At most companies, salaries are rarely disclosed or discussed. Employees speculate and gossip around the water cooler, wondering how much the CEO pulls in every year or if they're making as much as someone else in their department. Discussing salaries is often a taboo subject, but some companies are implementing salary transparency policies that reveal just how much every employee at the company is making, from a newly hired employee to the CEO.
Whole Foods pioneered the policy of transparent pay. Co-CEO John Mackey introduced the concept in 1986, six years after the company was founded. Eliminating the secrecy around salaries, Mackey allowed any employee in the company to look up anyone else's salary or bonuses for the previous year, even Mackey's own compensation. He also extended the sharing of information beyond salaries: each store and region post daily sales data and detailed reports for each location's profitability, and sales are available for any employee to view.
Buffer, a social media start-up, has taken transparency to a new level. Last year, Buffer's co-founders Joel Gascoigne and Leo Widrich instituted a completely transparent policy around compensation for all employees and for the public as well. Buffer decided to disclose not only what each individual was making at the company, but also the formula used to decide how much a person will make. Anyone can find that Gascoigne, the CEO, makes $158,800 while the front-end engineer makes $88,000 a year. Buffer instituted this policy because it believes "transparency breeds trust, and trust is the foundation of great teamwork." Like Whole Foods, Buffer does not just extend transparency to pay. All of the equity distribution is made public, along with revenue; user numbers; and performance in customer support, media, and business. In the month after announcing this change, Buffer received more than double the amount of job applications than it had in the previous 30 days. Gascoigne said Buffer's new policy "scares the right people away," like potential employees who are not a good fit with company culture.

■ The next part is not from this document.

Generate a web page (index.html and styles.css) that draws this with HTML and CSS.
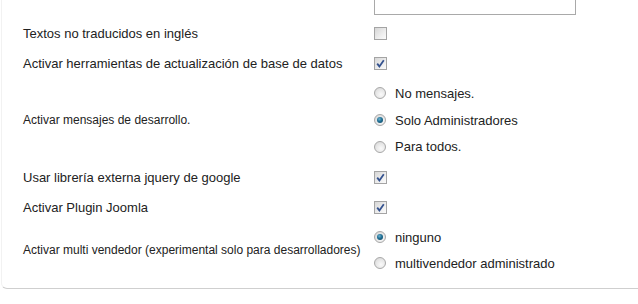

Proponents of these policies -- like Buffer, Whole Foods, and the market analysis start-up SumAll -- claim that increased transparency leads to increased trust. CEO of SumAll, Dane Atkinson, also says that it allows for more rational and open conversations about not just what an employee is making, but why they are making it. An employee challenging compensation opens the door to discuss how the person can add more value in order to reach a higher pay rate. Transparency advocates insist that revealing compensation improves company trust and employee morale, lessening the divide between employees and managers while also eliminating suspicions of favoritism or discrimination. Supporters like Atkinson believe that transparency "is the single best protection against gender bias, racial bias, or discrimination bias." Atkinson does not pay all of his employees the same salary, but his stance demands that higher salaries be justified with demonstrable reasons why that employee is adding more value and eliminates gender, race, and other factors from the equation.
Companies could also find more profit in public pay. A recent study by the University of Berkeley found that when people were informed of their relative earnings position, they increased output and productivity by 10% (A Field Experiment of Relative Earnings and Labor Supply, 11/2013). However, skeptics of ending salary secrecy can simply point to different studies that have found that not disclosing information about how an employee ranks actually increases productivity by 11% (Rank Incentives: Evidence from a Randomized Workplace, 07/2012). Additionally, informed workers may not necessarily be happy workers. In one study, when a university published all salaries to staff, high earners were not necessarily more satisfied with their jobs, and low earners got discouraged and began looking for new work (National Bureau of Economic Research, 10/2010).
Also, employees themselves may not want to switch over to salary transparency, preferring to maintain confidentiality. Public pay may not fit with the culture of that organization, and once you implement public pay, you cannot backtrack. Demystifying compensation brings with it a huge amount of chaos as well as difficult conversations about why some employees are being paid more than others.